#### Your objective:
In the data that follows, count the lines in which the word "this" occurs, and report that figure alone.

──────

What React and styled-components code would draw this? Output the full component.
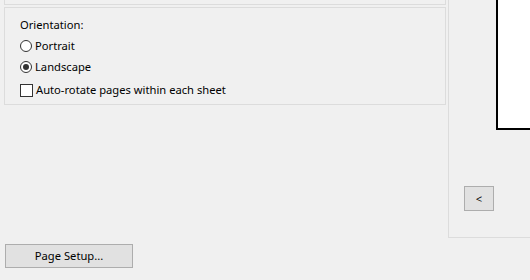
import React from "react";
import styled, { createGlobalStyle } from "styled-components";

const Global = createGlobalStyle`
  html, body { margin: 0; padding: 0; background: #f0f0f0; }
  body { font-family: "Noto Sans", "Segoe UI", sans-serif; font-size: 11.2px; color: #000; }
`;

const Window = styled.div`
  width: 530px;
  height: 280px;
  display: flex;
  flex-direction: row;
  overflow: hidden;
  background: #f0f0f0;
`;

const LeftColumn = styled.div`
  width: 448px;
  flex: none;
  display: flex;
  flex-direction: column;
`;

const PanelStub = styled.div`
  box-sizing: border-box;
  margin-left: 4px;
  width: 442px;
  height: 5px;
  border: 1px solid #dcdcdc;
  border-top: none;
`;

const GroupBox = styled.div`
  box-sizing: border-box;
  margin-left: 4px;
  margin-top: 2px;
  width: 442px;
  height: 98px;
  border: 1px solid #dcdcdc;
  display: flex;
  flex-direction: column;
  padding-left: 15px;
`;

const Label = styled.div`
  margin-top: 9px;
  height: 16px;
  line-height: 16px;
`;

const OptionRow = styled.label`
  display: flex;
  align-items: center;
  gap: ${(p) => p.$gap}px;
  height: 20px;
  margin-top: ${(p) => p.$top}px;
  line-height: 16px;
`;

const Radio = styled.span`
  width: 10px;
  height: 10px;
  border: 1px solid #333;
  border-radius: 50%;
  background: #fff;
  display: flex;
  align-items: center;
  justify-content: center;
  flex: none;
  &::after {
    content: "";
    display: ${(p) => (p.$checked ? "block" : "none")};
    width: 6px;
    height: 6px;
    border-radius: 50%;
    background: #333;
  }
`;

const Check = styled.span`
  width: 11px;
  height: 11px;
  border: 1px solid #333;
  background: #fff;
  flex: none;
`;

const Button = styled.div`
  box-sizing: border-box;
  width: ${(p) => p.$w}px;
  height: ${(p) => p.$h}px;
  background: #e1e1e1;
  border: 1px solid #adadad;
  display: flex;
  align-items: center;
  justify-content: center;
  line-height: 16px;
`;

const BottomBar = styled.div`
  margin-top: 139px;
  margin-left: 5px;
`;

const RightColumn = styled.div`
  width: 81px;
  height: 237px;
  flex: none;
  border-left: 1px solid #dcdcdc;
  border-bottom: 1px solid #dcdcdc;
  display: flex;
  flex-direction: column;
  overflow: hidden;
`;

const Sheet = styled.div`
  margin-left: 47px;
  height: 128px;
  width: 60px;
  flex: none;
  background: #fff;
  border-left: 2px solid #000;
  border-bottom: 2px solid #000;
`;

const NavArea = styled.div`
  margin-top: 56px;
  margin-left: 15px;
`;

export default function App() {
  return (
    <>
      <Global />
      <Window>
        <LeftColumn>
          <PanelStub />
          <GroupBox>
            <Label>Orientation:</Label>
            <OptionRow $top={3} $gap={3}>
              <Radio />
              <span>Portrait</span>
            </OptionRow>
            <OptionRow $top={1} $gap={3}>
              <Radio $checked />
              <span>Landscape</span>
            </OptionRow>
            <OptionRow $top={3} $gap={3}>
              <Check />
              <span>Auto-rotate pages within each sheet</span>
            </OptionRow>
          </GroupBox>
          <BottomBar>
            <Button $w={128} $h={24}>Page Setup...</Button>
          </BottomBar>
        </LeftColumn>
        <RightColumn>
          <Sheet />
          <NavArea>
            <Button $w={30} $h={25}>&lt;</Button>
          </NavArea>
        </RightColumn>
      </Window>
    </>
  );
}
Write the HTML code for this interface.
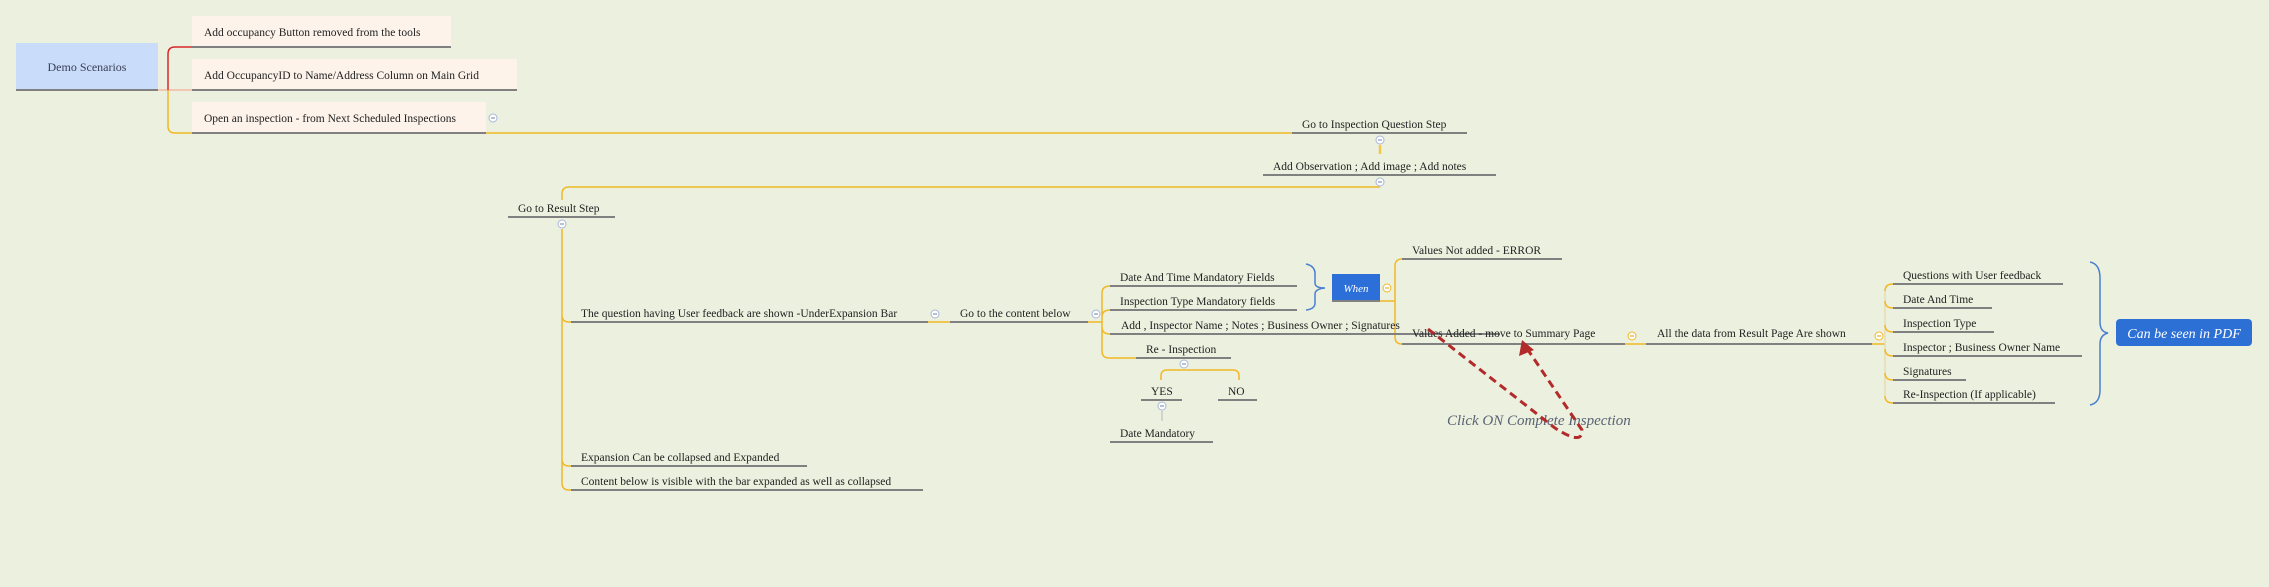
<!DOCTYPE html>
<html><head><meta charset="utf-8"><style>
html,body{margin:0;padding:0;background:#ecf0df;}
svg{display:block;}
text{font-family:"Liberation Serif",serif;font-size:11.5px;fill:#222;}
</style></head><body>
<svg width="2269" height="587" viewBox="0 0 2269 587" xmlns="http://www.w3.org/2000/svg">
<rect width="2269" height="587" fill="#ecf0df"/>
<g fill="none" stroke-width="1.5">
<path d="M158,90 H192" stroke="#f4b8a0"/>
<path d="M192,47 H175 Q168,47 168,54 V90" stroke="#d8282a"/>
<path d="M168,90 V126 Q168,133 175,133 H192" stroke="#f2b824"/>
<path d="M486,133 H1292" stroke="#f2b824"/>
<path d="M1380,145 V154" stroke="#f2c84a" stroke-width="2.5"/>
<path d="M1380,187 H569 Q562,187 562,194 V200" stroke="#f2b824"/>
<path d="M562,229 V483 Q562,490 569,490 H571 M562,315 Q562,322 569,322 H571 M562,459 Q562,466 569,466 H571" stroke="#f2b824"/>
<path d="M928,322 H950" stroke="#f2b824"/>
<path d="M1088,322 H1102 M1110,286 Q1102,286 1102,293 V351 Q1102,358 1109,358 H1136 M1102,317 Q1102,310 1110,310 M1102,327 Q1102,334 1110,334" stroke="#f2b824"/>
<path d="M1161,380 V376 Q1161,370 1167,370 H1233 Q1239,370 1239,376 V380" stroke="#f2b824"/>
<path d="M1162,411 V421" stroke="#b8b8b8" stroke-width="1"/>
<path d="M1380,301 H1395 M1402,259 Q1395,259 1395,266 V337 Q1395,344 1402,344" stroke="#f2b824"/>
<path d="M1625,344 H1646 M1872,344 H1885" stroke="#f2b824"/>
<path d="M1885,291 V396" stroke="#e8dcb0"/>
<path d="M1893,284 Q1885,284 1885,291 M1885,396 Q1885,403 1893,403 M1885,301 Q1885,308 1893,308 M1885,325 Q1885,332 1893,332 M1885,349 Q1885,356 1893,356 M1885,373 Q1885,380 1893,380" stroke="#f2b824"/>
<path d="M1306,264 Q1316,266 1315,276 V283 Q1315,288 1325,288 Q1315,289 1315,294 V303 Q1315,309 1306,310" stroke="#4a80d0"/>
<path d="M2090,262 Q2100,264 2100,278 V322 Q2100,332 2108,333 Q2100,335 2100,344 V390 Q2100,403 2090,405" stroke="#4a80d0"/>
</g>
<rect x="16" y="43" width="142" height="47" fill="#c9dcfa"/>
<rect x="192" y="16" width="259" height="31" fill="#fdf3ea"/>
<rect x="192" y="59" width="325" height="31" fill="#fdf3ea"/>
<rect x="192" y="102" width="294" height="31" fill="#fdf3ea"/>
<rect x="1332" y="274" width="48" height="27" fill="#2d6fd8"/>
<rect x="2116" y="319" width="136" height="27" rx="4" fill="#2c6fd5"/>
<g stroke="#808080" stroke-width="2">
<path d="M16,90 H158 M192,47 H451 M192,90 H517 M192,133 H486"/>
<path d="M1292,133 H1467 M1263,175 H1496 M508,217 H615"/>
<path d="M571,322 H928 M950,322 H1088 M571,466 H807 M571,490 H923"/>
<path d="M1110,286 H1297 M1110,310 H1297 M1110,334 H1500 M1136,358 H1231"/>
<path d="M1141,400 H1182 M1218,400 H1257 M1110,442 H1213 M1332,301 H1380"/>
<path d="M1402,259 H1562 M1402,344 H1625 M1646,344 H1872"/>
<path d="M1893,284 H2063 M1893,308 H1992 M1893,332 H1994 M1893,356 H2082 M1893,380 H1966 M1893,403 H2055"/>
</g>
<g stroke-width="1">
<g fill="#fff" stroke="#a8b6dc">
<circle cx="493" cy="118" r="4"/><circle cx="1380" cy="140" r="4"/><circle cx="1380" cy="182" r="4"/>
<circle cx="562" cy="224" r="4"/><circle cx="935" cy="314" r="4"/><circle cx="1096" cy="314" r="4"/>
<circle cx="1184" cy="364" r="4"/><circle cx="1162" cy="406" r="4"/>
</g>
<g fill="#fff" stroke="#f2b824">
<circle cx="1387" cy="288" r="4"/><circle cx="1632" cy="336" r="4"/><circle cx="1879" cy="336" r="4"/>
</g>
<path stroke="#7080b0" d="M491,118 H495 M1378,140 H1382 M1378,182 H1382 M560,224 H564 M933,314 H937 M1094,314 H1098 M1182,364 H1186 M1160,406 H1164"/>
<path stroke="#e0a010" d="M1385,288 H1389 M1630,336 H1634 M1877,336 H1881"/>
</g>
<text x="87" y="71" text-anchor="middle" style="fill:#3a3f55;font-size:12px">Demo Scenarios</text>
<text x="204" y="36">Add occupancy Button removed from the tools</text>
<text x="204" y="79">Add OccupancyID to Name/Address Column on Main Grid</text>
<text x="204" y="122">Open an inspection - from Next Scheduled Inspections</text>
<text x="1302" y="128">Go to Inspection Question Step</text>
<text x="1273" y="170">Add Observation ; Add image ; Add notes</text>
<text x="518" y="212">Go to Result Step</text>
<text x="581" y="317">The question having User feedback are shown -UnderExpansion Bar</text>
<text x="960" y="317">Go to the content below</text>
<text x="1120" y="281">Date And Time Mandatory Fields</text>
<text x="1120" y="305">Inspection Type Mandatory fields</text>
<text x="1121" y="329">Add , Inspector Name ; Notes ; Business Owner ; Signatures</text>
<text x="1146" y="353">Re - Inspection</text>
<text x="1151" y="395">YES</text>
<text x="1228" y="395">NO</text>
<text x="1120" y="437">Date Mandatory</text>
<text x="581" y="461">Expansion Can be collapsed and Expanded</text>
<text x="581" y="485">Content below is visible with the bar expanded as well as collapsed</text>
<text x="1356" y="292" text-anchor="middle" style="fill:#fff;font-style:italic;font-size:11px">When</text>
<text x="1412" y="254">Values Not added - ERROR</text>
<text x="1412" y="337">Values Added - move to Summary Page</text>
<text x="1657" y="337">All the data from Result Page Are shown</text>
<text x="1903" y="279">Questions with User feedback</text>
<text x="1903" y="303">Date And Time</text>
<text x="1903" y="327">Inspection Type</text>
<text x="1903" y="351">Inspector ; Business Owner Name</text>
<text x="1903" y="375">Signatures</text>
<text x="1903" y="398">Re-Inspection (If applicable)</text>
<text x="2184" y="338" text-anchor="middle" style="fill:#fff;font-style:italic;font-size:14px">Can be seen in PDF</text>
<text x="1447" y="425" style="fill:#5a6374;font-style:italic;font-size:15px">Click ON Complete Inspection</text>
<path d="M1428,329 L1555,428 Q1583,446 1582,430 L1528,350" fill="none" stroke="#b22a2a" stroke-width="3" stroke-dasharray="8,5"/>
<polygon points="1522,340 1519,356 1534,350" fill="#b22a2a"/>
</svg>
</body></html>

──────

#### The reply:
2